"""

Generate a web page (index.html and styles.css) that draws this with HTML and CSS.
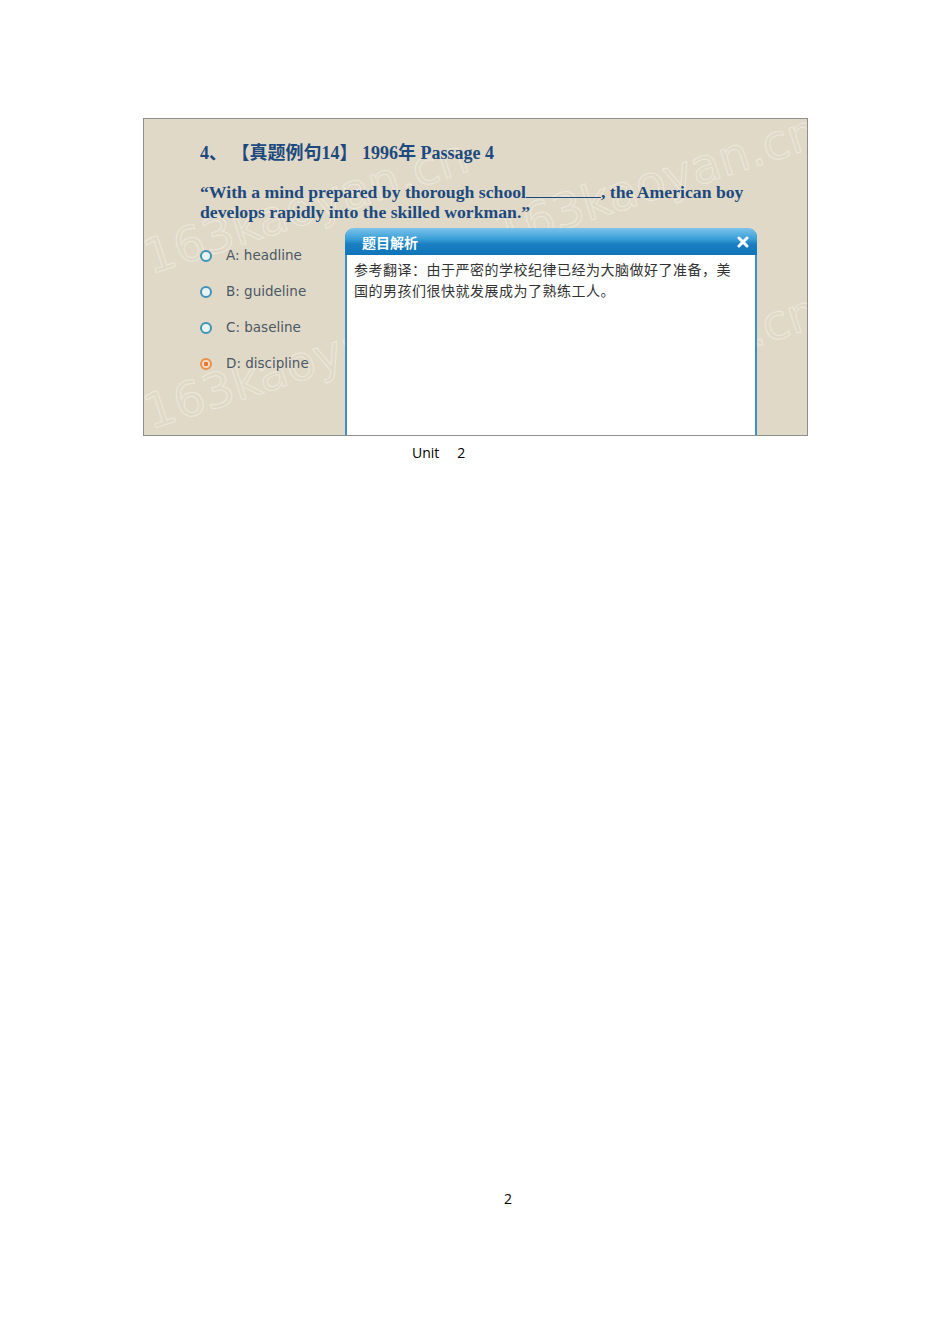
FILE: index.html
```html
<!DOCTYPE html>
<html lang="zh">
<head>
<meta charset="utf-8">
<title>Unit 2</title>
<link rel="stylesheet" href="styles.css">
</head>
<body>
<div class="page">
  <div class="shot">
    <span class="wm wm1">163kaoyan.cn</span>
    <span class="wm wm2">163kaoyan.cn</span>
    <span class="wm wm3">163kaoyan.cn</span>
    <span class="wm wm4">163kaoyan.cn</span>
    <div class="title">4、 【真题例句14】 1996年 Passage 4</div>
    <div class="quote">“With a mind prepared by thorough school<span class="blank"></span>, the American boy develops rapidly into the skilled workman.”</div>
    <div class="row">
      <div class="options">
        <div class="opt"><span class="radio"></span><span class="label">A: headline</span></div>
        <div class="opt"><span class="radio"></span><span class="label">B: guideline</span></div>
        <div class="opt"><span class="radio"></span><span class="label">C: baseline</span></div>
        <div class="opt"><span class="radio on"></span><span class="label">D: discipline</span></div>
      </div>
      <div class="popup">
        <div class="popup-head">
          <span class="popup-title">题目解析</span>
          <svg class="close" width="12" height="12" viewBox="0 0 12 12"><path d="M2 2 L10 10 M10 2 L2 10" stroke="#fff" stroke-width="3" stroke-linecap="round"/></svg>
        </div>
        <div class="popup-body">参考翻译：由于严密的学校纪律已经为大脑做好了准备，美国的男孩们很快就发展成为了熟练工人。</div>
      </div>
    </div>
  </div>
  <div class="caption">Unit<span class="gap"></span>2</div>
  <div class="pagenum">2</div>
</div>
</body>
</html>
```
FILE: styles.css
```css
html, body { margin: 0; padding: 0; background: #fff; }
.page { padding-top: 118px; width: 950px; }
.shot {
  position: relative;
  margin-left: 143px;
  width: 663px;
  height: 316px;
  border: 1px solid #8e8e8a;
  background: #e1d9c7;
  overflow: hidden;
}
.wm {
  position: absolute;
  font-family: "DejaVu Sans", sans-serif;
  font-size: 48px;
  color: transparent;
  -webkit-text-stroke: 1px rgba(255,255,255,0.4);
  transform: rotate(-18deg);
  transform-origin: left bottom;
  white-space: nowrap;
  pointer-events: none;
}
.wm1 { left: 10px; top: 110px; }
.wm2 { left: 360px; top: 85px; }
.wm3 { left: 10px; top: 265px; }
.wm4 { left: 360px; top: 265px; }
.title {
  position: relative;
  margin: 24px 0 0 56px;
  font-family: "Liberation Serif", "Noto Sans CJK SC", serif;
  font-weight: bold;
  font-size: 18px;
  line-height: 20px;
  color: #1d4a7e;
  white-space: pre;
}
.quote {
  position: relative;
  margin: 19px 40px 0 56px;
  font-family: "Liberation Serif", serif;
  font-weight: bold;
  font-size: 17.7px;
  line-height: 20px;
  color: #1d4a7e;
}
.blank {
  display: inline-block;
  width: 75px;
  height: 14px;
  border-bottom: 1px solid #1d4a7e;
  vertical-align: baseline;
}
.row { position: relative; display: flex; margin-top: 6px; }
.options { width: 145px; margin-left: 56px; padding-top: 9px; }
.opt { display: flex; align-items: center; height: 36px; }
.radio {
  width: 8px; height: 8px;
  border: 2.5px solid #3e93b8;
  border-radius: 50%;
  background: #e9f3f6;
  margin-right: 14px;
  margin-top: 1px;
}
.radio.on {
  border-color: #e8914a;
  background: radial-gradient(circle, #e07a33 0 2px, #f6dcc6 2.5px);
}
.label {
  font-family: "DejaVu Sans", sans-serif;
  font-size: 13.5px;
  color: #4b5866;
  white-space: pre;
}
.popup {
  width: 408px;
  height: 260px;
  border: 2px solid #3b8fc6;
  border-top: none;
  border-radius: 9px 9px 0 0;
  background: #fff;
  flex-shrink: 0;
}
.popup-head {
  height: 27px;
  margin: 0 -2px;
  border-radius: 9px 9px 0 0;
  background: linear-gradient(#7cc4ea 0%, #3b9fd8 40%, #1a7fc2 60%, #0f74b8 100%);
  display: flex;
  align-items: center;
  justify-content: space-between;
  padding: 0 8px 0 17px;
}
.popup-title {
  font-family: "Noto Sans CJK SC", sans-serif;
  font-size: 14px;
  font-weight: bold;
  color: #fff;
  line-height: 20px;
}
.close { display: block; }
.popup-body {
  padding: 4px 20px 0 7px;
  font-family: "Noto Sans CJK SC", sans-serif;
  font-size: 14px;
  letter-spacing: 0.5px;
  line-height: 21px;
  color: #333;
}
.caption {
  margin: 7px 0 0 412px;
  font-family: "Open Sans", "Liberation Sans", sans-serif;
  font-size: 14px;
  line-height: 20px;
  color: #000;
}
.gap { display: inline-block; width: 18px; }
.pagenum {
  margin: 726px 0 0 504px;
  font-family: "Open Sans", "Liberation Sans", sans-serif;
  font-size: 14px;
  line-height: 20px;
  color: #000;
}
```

"""

**Problem statement**:
Repeat the listing verbatim. Skip the pictures.

**Answer below**:
Generate a web page (index.html and styles.css) that draws this with HTML and CSS.
FILE: index.html
```html
<!DOCTYPE html>
<html lang="zh">
<head>
<meta charset="utf-8">
<title>Unit 2</title>
<link rel="stylesheet" href="styles.css">
</head>
<body>
<div class="page">
  <div class="shot">
    <span class="wm wm1">163kaoyan.cn</span>
    <span class="wm wm2">163kaoyan.cn</span>
    <span class="wm wm3">163kaoyan.cn</span>
    <span class="wm wm4">163kaoyan.cn</span>
    <div class="title">4、 【真题例句14】 1996年 Passage 4</div>
    <div class="quote">“With a mind prepared by thorough school<span class="blank"></span>, the American boy develops rapidly into the skilled workman.”</div>
    <div class="row">
      <div class="options">
        <div class="opt"><span class="radio"></span><span class="label">A: headline</span></div>
        <div class="opt"><span class="radio"></span><span class="label">B: guideline</span></div>
        <div class="opt"><span class="radio"></span><span class="label">C: baseline</span></div>
        <div class="opt"><span class="radio on"></span><span class="label">D: discipline</span></div>
      </div>
      <div class="popup">
        <div class="popup-head">
          <span class="popup-title">题目解析</span>
          <svg class="close" width="12" height="12" viewBox="0 0 12 12"><path d="M2 2 L10 10 M10 2 L2 10" stroke="#fff" stroke-width="3" stroke-linecap="round"/></svg>
        </div>
        <div class="popup-body">参考翻译：由于严密的学校纪律已经为大脑做好了准备，美国的男孩们很快就发展成为了熟练工人。</div>
      </div>
    </div>
  </div>
  <div class="caption">Unit<span class="gap"></span>2</div>
  <div class="pagenum">2</div>
</div>
</body>
</html>
```
FILE: styles.css
```css
html, body { margin: 0; padding: 0; background: #fff; }
.page { padding-top: 118px; width: 950px; }
.shot {
  position: relative;
  margin-left: 143px;
  width: 663px;
  height: 316px;
  border: 1px solid #8e8e8a;
  background: #e1d9c7;
  overflow: hidden;
}
.wm {
  position: absolute;
  font-family: "DejaVu Sans", sans-serif;
  font-size: 48px;
  color: transparent;
  -webkit-text-stroke: 1px rgba(255,255,255,0.4);
  transform: rotate(-18deg);
  transform-origin: left bottom;
  white-space: nowrap;
  pointer-events: none;
}
.wm1 { left: 10px; top: 110px; }
.wm2 { left: 360px; top: 85px; }
.wm3 { left: 10px; top: 265px; }
.wm4 { left: 360px; top: 265px; }
.title {
  position: relative;
  margin: 24px 0 0 56px;
  font-family: "Liberation Serif", "Noto Sans CJK SC", serif;
  font-weight: bold;
  font-size: 18px;
  line-height: 20px;
  color: #1d4a7e;
  white-space: pre;
}
.quote {
  position: relative;
  margin: 19px 40px 0 56px;
  font-family: "Liberation Serif", serif;
  font-weight: bold;
  font-size: 17.7px;
  line-height: 20px;
  color: #1d4a7e;
}
.blank {
  display: inline-block;
  width: 75px;
  height: 14px;
  border-bottom: 1px solid #1d4a7e;
  vertical-align: baseline;
}
.row { position: relative; display: flex; margin-top: 6px; }
.options { width: 145px; margin-left: 56px; padding-top: 9px; }
.opt { display: flex; align-items: center; height: 36px; }
.radio {
  width: 8px; height: 8px;
  border: 2.5px solid #3e93b8;
  border-radius: 50%;
  background: #e9f3f6;
  margin-right: 14px;
  margin-top: 1px;
}
.radio.on {
  border-color: #e8914a;
  background: radial-gradient(circle, #e07a33 0 2px, #f6dcc6 2.5px);
}
.label {
  font-family: "DejaVu Sans", sans-serif;
  font-size: 13.5px;
  color: #4b5866;
  white-space: pre;
}
.popup {
  width: 408px;
  height: 260px;
  border: 2px solid #3b8fc6;
  border-top: none;
  border-radius: 9px 9px 0 0;
  background: #fff;
  flex-shrink: 0;
}
.popup-head {
  height: 27px;
  margin: 0 -2px;
  border-radius: 9px 9px 0 0;
  background: linear-gradient(#7cc4ea 0%, #3b9fd8 40%, #1a7fc2 60%, #0f74b8 100%);
  display: flex;
  align-items: center;
  justify-content: space-between;
  padding: 0 8px 0 17px;
}
.popup-title {
  font-family: "Noto Sans CJK SC", sans-serif;
  font-size: 14px;
  font-weight: bold;
  color: #fff;
  line-height: 20px;
}
.close { display: block; }
.popup-body {
  padding: 4px 20px 0 7px;
  font-family: "Noto Sans CJK SC", sans-serif;
  font-size: 14px;
  letter-spacing: 0.5px;
  line-height: 21px;
  color: #333;
}
.caption {
  margin: 7px 0 0 412px;
  font-family: "Open Sans", "Liberation Sans", sans-serif;
  font-size: 14px;
  line-height: 20px;
  color: #000;
}
.gap { display: inline-block; width: 18px; }
.pagenum {
  margin: 726px 0 0 504px;
  font-family: "Open Sans", "Liberation Sans", sans-serif;
  font-size: 14px;
  line-height: 20px;
  color: #000;
}
```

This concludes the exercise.